Acting Up: Jana Schmieding

Welcome to ACTING UP, the place where we celebrate standout performances in TV, streaming and film. Other than spotlighting exceptional work from recent projects, this feature also shines a light on how certain actors got where they are today. Have a peek and then check out these notable performances to help hone your craft.

The Snapshot:

Jana Schmieding plays an ambitious small-town Native who runs a cultural center inside a casino in the comedy series, Rutherford Falls. (Premiered on Peacock April 22nd.)

The Performance: 

If you live in a small Northeast town like Rutherford Falls, it can be hard to put a real dent in your dreams. That’s part of the dilemma Reagan Wells (Jana Schmieding) faces as a passionate Native woman looking to celebrate her tribe’s heritage with her fellow townspeople at the “cultural center” she runs. The only problem: the cultural center is smack dab inside the Running Thunder casino and is almost exclusively mistaken to be a gift shop by drunken gamblers. 

But does that dampen Reagan’s spirit? Well, maybe a little. She has ambitions to grow the operation beyond the casino walls and when she’s left in charge of the town’s main museum run by lifelong friend Nathan Rutherford (Ed Helms) in episode three, her story arc gets a bit juicier. Reagan thinks it’s going to be just another day of not much. After all, it’s a town where the main drama is the controversial placement of the town’s historical statue of founding father “Big Larry,” right in the middle of the town’s main thoroughfare – which tourists keep plowing into. 

That’s when a national reporter named Josh (Dustin Milligan aka Ted the vet from Schitt’s Creek) arrives on the scene to do a story on Rutherford Falls. Reagan’s demeanor changes instantly around a guy she calls “Centaur hot.” The idea of having a reporter in town is itself the “biggest news since Denise Richards stopped to get a tire patch at a Chevron.” Before she can even get out three words to him, her blouse gets caught in a car door, causing her to launch several cups of hot coffee his way and all over herself. Her response to this unfortunate intro: 

 “I’m Reagan. This is an unfortunately accurate first impression.”

Soon, sparks ignite and a romance blossoms between the two characters once they establish their Northwestern college connection. Throughout Jana’s quirky interactions with Josh about the old days back at school – in addition to her many repartees with seasoned comedy vet Helms – Schmieding’s gifts for delivering a funny line and making fresh choices are vastly apparent. 

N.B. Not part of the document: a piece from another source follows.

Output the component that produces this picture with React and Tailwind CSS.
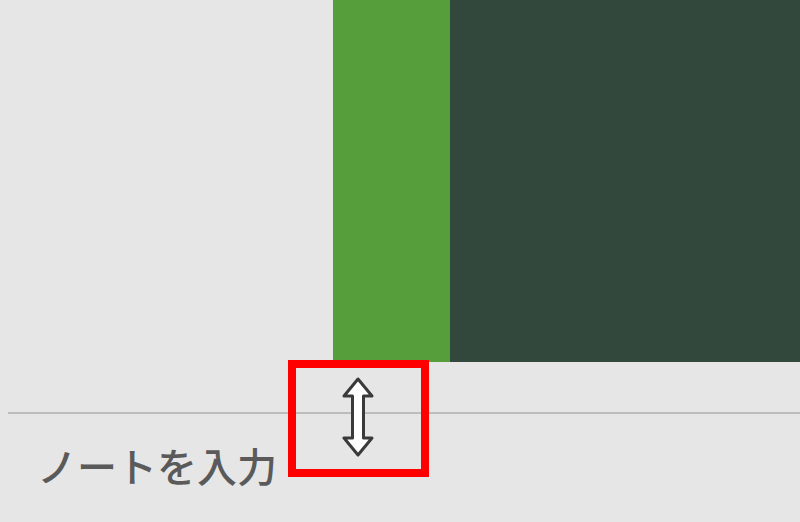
import React from 'react';

const ResizeCursor = () => (
  <svg width="34" height="80" viewBox="0 0 34 80" className="block">
    <path
      d="M17 2 L31 19 L22.5 19 L22.5 61 L31 61 L17 78 L3 61 L11.5 61 L11.5 19 L3 19 Z"
      fill="#ffffff"
      stroke="#3a3a3a"
      strokeWidth="3"
      strokeLinejoin="round"
    />
  </svg>
);

export default function App() {
  return (
    <div
      className="relative w-[800px] h-[522px] overflow-hidden bg-[#e6e6e6]"
      style={{ fontFamily: '"Noto Sans CJK JP", "Noto Sans", sans-serif' }}
    >
      {/* スライド領域 */}
      <div className="flex h-[362px]">
        <div className="w-[333px]" />
        <div className="w-[117px] bg-[#559e3b]" />
        <div className="flex-1 bg-[#33483c]" />
      </div>

      {/* 区切り線 */}
      <div className="mt-[50px] ml-[8px] h-[2px] bg-[#bdbdbd]" />

      {/* ノート */}
      <div className="pl-[37px] pt-[31px] text-[40px] leading-none font-medium text-[#5a5a5a]">
        ノートを入力
      </div>

      {/* カーソル */}
      <div className="absolute left-[341px] top-[377px]">
        <ResizeCursor />
      </div>

      {/* 強調枠 */}
      <div className="absolute left-[288px] top-[360px] w-[141px] h-[117px] border-[8px] border-[#ff0000]" />
    </div>
  );
}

Much like Parks & Rec (which was co-created by Michael Schur, one of the co-creators of Rutherford Falls), the small-town dramas of Rutherford Falls are writ large on the faces of the stressed-out characters who inhabit it. It’s a recipe that lends well to comedy – and thanks to Schmieding and her portrayal of Jana, this character lives and thrives at the center of it all.

The Career:

It’s a rare day in Hollywood when you can get hired as a writer on a show – and then end up as one of the show’s two leads! But that’s what happened with Schmieding (a Lakota Sioux Native) after she was hired by Sierra Teller Ornelas, who starred as a guest on Schmieding’s podcast in November 2019. Ornelas (Rutherford Falls’ co-creator and the first Native woman to helm a TV comedy) and Schmieding had a “great convo” that day, hitting it off in all sorts of ways. Then, after that fateful interview, Ornelas asked Schmieding if she had any writing samples. Schmieding says she did – and would soon be hired as a writer on the show. 

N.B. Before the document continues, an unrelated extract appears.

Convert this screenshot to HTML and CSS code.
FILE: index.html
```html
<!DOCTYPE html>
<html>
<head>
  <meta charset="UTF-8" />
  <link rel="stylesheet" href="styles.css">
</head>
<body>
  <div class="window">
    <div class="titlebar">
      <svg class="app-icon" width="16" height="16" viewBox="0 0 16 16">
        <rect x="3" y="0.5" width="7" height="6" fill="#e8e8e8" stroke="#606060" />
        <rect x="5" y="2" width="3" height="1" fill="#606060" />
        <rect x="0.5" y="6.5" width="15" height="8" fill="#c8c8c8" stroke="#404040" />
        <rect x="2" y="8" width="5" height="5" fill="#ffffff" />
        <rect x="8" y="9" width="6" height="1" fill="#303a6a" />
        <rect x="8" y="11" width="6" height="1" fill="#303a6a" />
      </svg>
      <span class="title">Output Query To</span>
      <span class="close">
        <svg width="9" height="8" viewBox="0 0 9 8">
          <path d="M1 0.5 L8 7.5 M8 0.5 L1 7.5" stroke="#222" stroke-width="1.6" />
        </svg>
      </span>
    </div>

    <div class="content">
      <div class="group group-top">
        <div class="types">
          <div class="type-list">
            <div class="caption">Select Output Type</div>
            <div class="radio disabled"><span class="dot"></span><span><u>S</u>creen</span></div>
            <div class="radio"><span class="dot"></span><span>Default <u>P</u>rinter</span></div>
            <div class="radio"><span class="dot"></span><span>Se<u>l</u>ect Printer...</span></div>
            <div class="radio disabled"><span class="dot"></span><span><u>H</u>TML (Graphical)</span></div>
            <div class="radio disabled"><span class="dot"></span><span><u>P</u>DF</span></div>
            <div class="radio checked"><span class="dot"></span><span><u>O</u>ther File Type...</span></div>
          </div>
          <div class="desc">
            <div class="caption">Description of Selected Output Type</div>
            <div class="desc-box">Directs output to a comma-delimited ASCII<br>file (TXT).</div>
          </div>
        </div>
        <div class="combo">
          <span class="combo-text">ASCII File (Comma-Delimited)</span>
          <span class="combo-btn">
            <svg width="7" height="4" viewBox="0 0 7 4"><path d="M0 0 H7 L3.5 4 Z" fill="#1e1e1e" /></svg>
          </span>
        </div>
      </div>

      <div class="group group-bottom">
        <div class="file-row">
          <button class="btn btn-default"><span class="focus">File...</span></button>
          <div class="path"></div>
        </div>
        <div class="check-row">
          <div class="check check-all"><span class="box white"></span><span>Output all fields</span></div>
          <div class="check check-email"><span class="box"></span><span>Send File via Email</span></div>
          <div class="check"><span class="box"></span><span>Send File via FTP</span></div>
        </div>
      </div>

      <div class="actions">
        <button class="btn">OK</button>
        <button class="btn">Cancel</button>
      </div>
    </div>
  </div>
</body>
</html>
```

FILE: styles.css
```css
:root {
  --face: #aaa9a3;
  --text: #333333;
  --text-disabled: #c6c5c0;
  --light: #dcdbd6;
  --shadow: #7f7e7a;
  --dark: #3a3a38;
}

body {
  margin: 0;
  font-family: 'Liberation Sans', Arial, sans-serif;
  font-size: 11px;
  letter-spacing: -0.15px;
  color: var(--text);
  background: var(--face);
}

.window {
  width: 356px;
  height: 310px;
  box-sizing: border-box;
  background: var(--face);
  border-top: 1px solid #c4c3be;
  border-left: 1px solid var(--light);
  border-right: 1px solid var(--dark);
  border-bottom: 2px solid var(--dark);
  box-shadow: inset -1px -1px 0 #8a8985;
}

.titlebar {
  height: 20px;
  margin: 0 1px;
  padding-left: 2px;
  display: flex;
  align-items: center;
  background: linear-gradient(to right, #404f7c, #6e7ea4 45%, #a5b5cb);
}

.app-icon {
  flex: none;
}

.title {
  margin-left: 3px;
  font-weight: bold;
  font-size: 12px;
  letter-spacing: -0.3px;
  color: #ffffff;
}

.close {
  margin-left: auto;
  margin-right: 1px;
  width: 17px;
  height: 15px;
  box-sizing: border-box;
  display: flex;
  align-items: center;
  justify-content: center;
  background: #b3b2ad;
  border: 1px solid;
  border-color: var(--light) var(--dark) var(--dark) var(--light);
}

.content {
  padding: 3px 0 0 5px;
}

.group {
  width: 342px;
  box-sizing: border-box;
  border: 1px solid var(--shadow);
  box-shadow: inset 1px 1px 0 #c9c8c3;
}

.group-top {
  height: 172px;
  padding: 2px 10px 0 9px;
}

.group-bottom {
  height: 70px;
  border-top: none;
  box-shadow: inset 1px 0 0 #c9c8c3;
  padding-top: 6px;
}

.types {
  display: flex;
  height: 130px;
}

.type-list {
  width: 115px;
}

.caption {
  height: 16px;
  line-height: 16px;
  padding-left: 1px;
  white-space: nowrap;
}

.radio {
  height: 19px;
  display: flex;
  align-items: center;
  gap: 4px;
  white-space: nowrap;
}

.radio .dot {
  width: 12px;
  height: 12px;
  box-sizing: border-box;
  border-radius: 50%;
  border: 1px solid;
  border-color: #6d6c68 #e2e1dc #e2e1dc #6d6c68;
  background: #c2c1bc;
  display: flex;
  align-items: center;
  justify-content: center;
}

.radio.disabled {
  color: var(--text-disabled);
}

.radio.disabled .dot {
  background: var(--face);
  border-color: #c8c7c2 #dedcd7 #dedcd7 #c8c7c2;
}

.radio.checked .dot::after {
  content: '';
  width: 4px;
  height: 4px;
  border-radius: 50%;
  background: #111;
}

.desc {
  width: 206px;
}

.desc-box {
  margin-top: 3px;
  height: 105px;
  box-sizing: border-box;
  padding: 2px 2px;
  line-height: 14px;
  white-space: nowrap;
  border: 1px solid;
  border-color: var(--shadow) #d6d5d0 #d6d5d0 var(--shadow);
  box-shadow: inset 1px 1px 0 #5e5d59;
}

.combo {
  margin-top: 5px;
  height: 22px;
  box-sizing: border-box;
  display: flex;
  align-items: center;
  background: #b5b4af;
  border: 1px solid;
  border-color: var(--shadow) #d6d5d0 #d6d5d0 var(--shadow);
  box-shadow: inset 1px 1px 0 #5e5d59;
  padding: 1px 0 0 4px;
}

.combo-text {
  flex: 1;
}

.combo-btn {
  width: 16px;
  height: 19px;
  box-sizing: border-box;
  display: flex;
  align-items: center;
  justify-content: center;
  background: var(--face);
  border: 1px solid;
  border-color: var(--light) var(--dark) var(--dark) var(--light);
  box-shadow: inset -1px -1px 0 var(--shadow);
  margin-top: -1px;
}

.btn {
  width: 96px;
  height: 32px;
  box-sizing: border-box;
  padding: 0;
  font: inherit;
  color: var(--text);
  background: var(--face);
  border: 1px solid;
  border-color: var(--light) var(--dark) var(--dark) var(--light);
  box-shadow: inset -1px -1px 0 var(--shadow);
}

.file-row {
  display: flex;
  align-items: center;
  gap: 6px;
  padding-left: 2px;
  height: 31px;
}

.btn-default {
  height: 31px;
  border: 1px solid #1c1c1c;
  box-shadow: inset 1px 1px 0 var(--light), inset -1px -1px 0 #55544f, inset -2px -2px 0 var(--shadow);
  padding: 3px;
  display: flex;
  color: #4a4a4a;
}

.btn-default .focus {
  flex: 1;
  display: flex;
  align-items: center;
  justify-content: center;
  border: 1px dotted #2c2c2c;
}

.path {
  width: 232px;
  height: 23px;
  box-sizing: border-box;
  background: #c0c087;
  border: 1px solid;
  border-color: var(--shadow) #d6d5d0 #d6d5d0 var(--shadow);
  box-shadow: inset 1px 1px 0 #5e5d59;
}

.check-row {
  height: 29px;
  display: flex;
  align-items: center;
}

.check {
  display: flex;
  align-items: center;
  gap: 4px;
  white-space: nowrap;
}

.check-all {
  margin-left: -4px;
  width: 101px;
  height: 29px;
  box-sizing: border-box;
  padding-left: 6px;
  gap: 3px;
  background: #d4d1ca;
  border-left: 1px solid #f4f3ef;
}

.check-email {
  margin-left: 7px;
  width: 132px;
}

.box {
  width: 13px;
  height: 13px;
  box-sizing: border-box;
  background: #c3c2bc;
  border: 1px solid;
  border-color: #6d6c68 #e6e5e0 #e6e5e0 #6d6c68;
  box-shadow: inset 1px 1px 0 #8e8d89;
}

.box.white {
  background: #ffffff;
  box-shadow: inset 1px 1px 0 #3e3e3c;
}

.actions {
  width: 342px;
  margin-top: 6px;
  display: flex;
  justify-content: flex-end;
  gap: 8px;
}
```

Then, the following ensued according to Schmieding who recapped the scribe-to-star journey: 

I got sent the sides for Reagan about two-and-a-half months into the writing room, [when] they were auditioning women for Reagan. It was a complete surprise to me because I had no intention of acting on the show, let alone playing a lead opposite Ed! But I think Sierra saw something in me and in my comedy that she connected to and pushed for me to play Reagan on the show.

It’s a story worth telling – and hearing if you’re an aspiring actor – as there’s never just one single clear-cut path to a lead role. In this case, one creative project (a podcast) lead to another (a writing gig), which lead to another (lead role on a Peacock streaming series). 

Now, as a clear breakout star of Rutherford Falls, it seems clear the future is bright for Schmieding. What’s especially impressive is Schmieding’s unique journey to Rutherford Falls – versus more typical paths starring a litany of acting degrees and lots of early work. 

For example, the Oregon-born Schmieding is a former schoolteacher who worked in New York City for 10-plus years. As mentioned, she’s also a Lakota Sioux Native who dedicates her time to “bringing Native stories to mainstream audiences.” And that’s not just a ceremonial bio description written to impress. Other than being a writer on Rutherford Falls, Schmieding has been involved with painting an accurate portrayal of the Native world on the series – including “down to the details of beading items for the costume, props and marketing departments.”

Rutherford Falls is Schmieding’s first major role, but you wouldn’t know it by how she more than holds her own opposite Helms and Milligan, two comic vets. It’s a testament in part to her background acting, writing and performing improv during her days in New York and L.A.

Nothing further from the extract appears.